Here is what I have so far:
Let W = with the disease, ~W = without the disease;
Let + = positive test, - = negative test
From the given, we have: P(W) = m, P(~W) = 1-m
We want P(W | -) = (P(- |W) P(W))/(P(-)) = (P(- | W)P(W)/(P(- | W)P(W) + P(- ~W)P(~W))
We have: P (+) = P(+|W)P(W) + P(+|~W)P(~W) = p * P(W) + r * P(~W)
However, I do not know how to proceed from here. Could anyone please help me? Thank you very much!
You have it almost right.

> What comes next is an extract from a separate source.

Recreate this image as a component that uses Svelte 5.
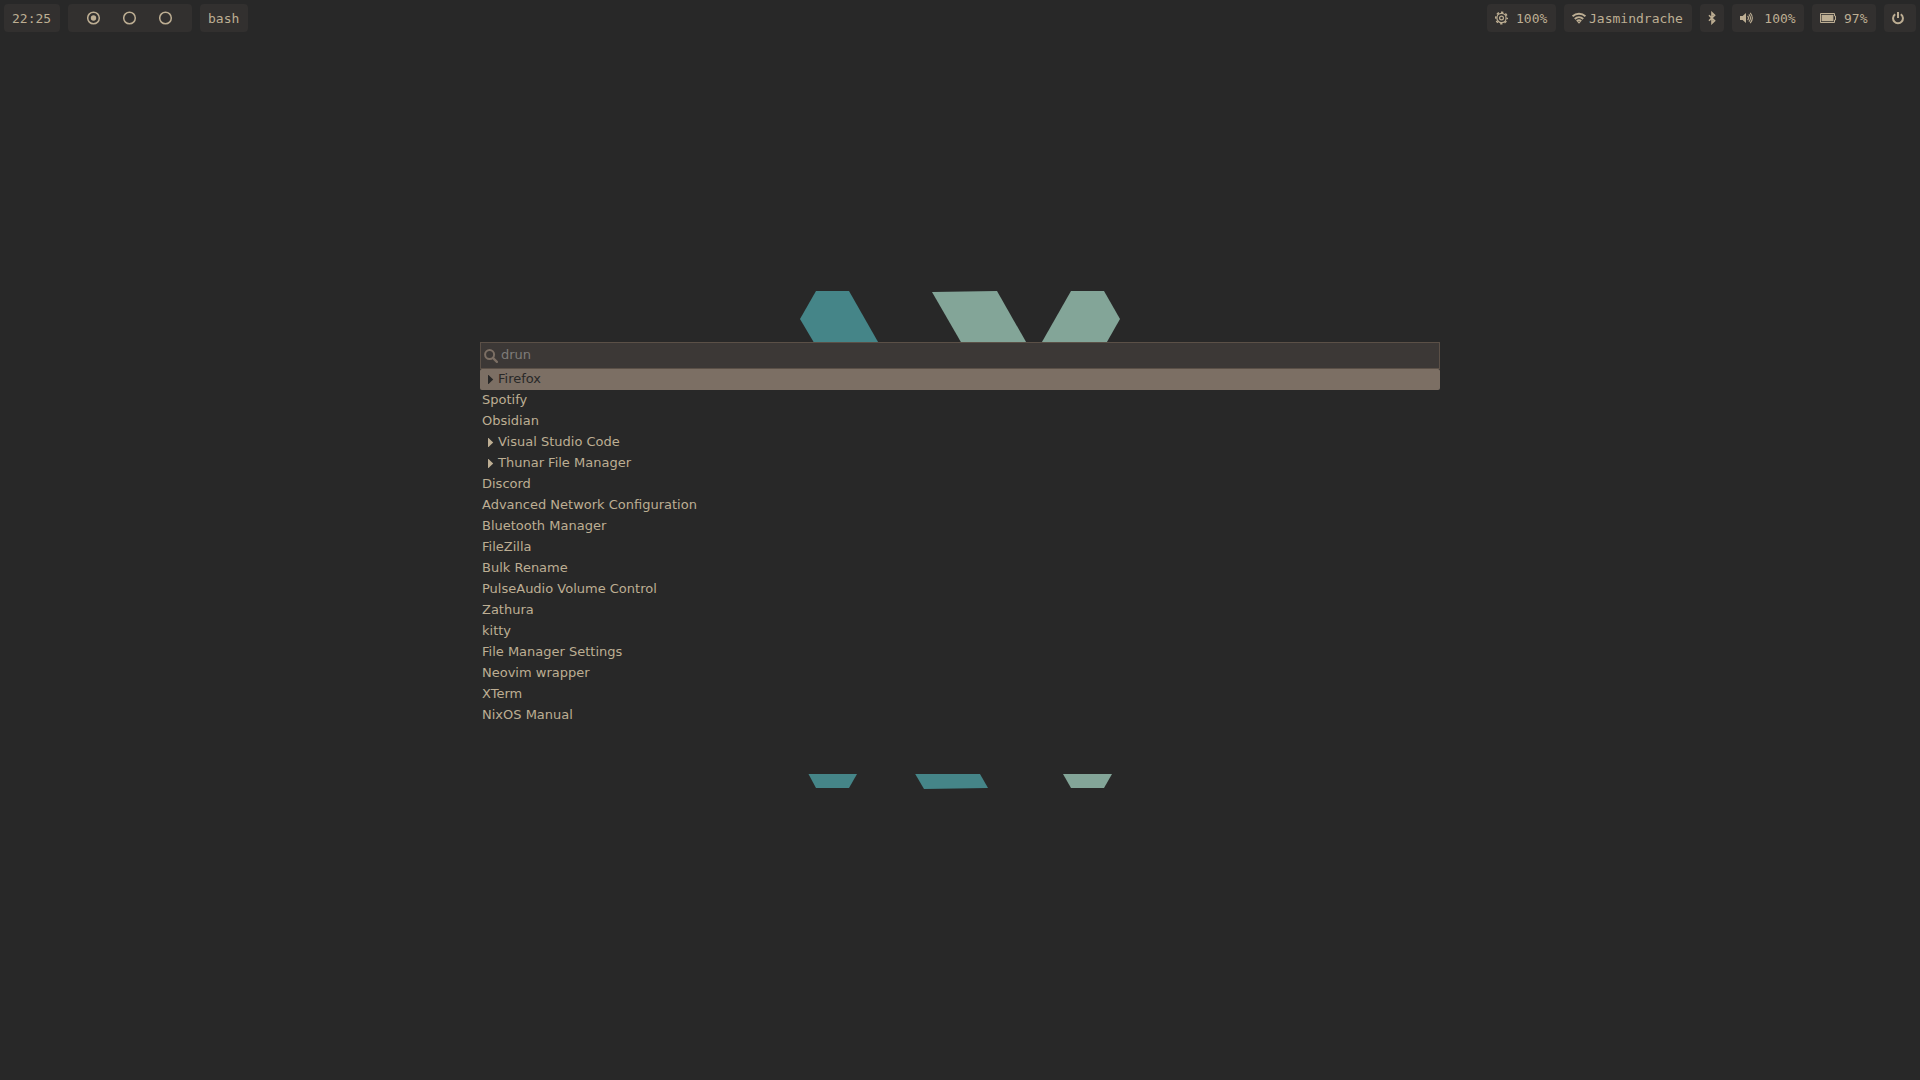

You write $P(W|-)=P(-|W)P(W)/P(-)$, and you know everything except $P(-)$: $P(-|W)=1-p$ and $P(W)=m$.
On the other hand, you write the correct expression for $P(+)$, but then you know $P(-)=1-P(+)$. That is, $P(-)=1-pm-r(1-m)$.
Here is an alternate solution, where I compute directly $P(-)$ instead of $P(+)$.
The probability that the test is negative is
$$P(-)=P(W)P(-|W)+P(\sim W)P(-|\sim W)=m(1-p)+(1-m)(1-r)$$
The probability that the test is negative and the person has the disease is
$$P(-\cap W)=P(W)P(-|W)=m(1-p)$$
Therefore, the probability that a person has the disease, given that the test is negative, is
$$P(W|-)=\frac{P(-\cap W)}{P(-)}=\frac{m(1-p)}{m(1-p)+(1-m)(1-r)}$$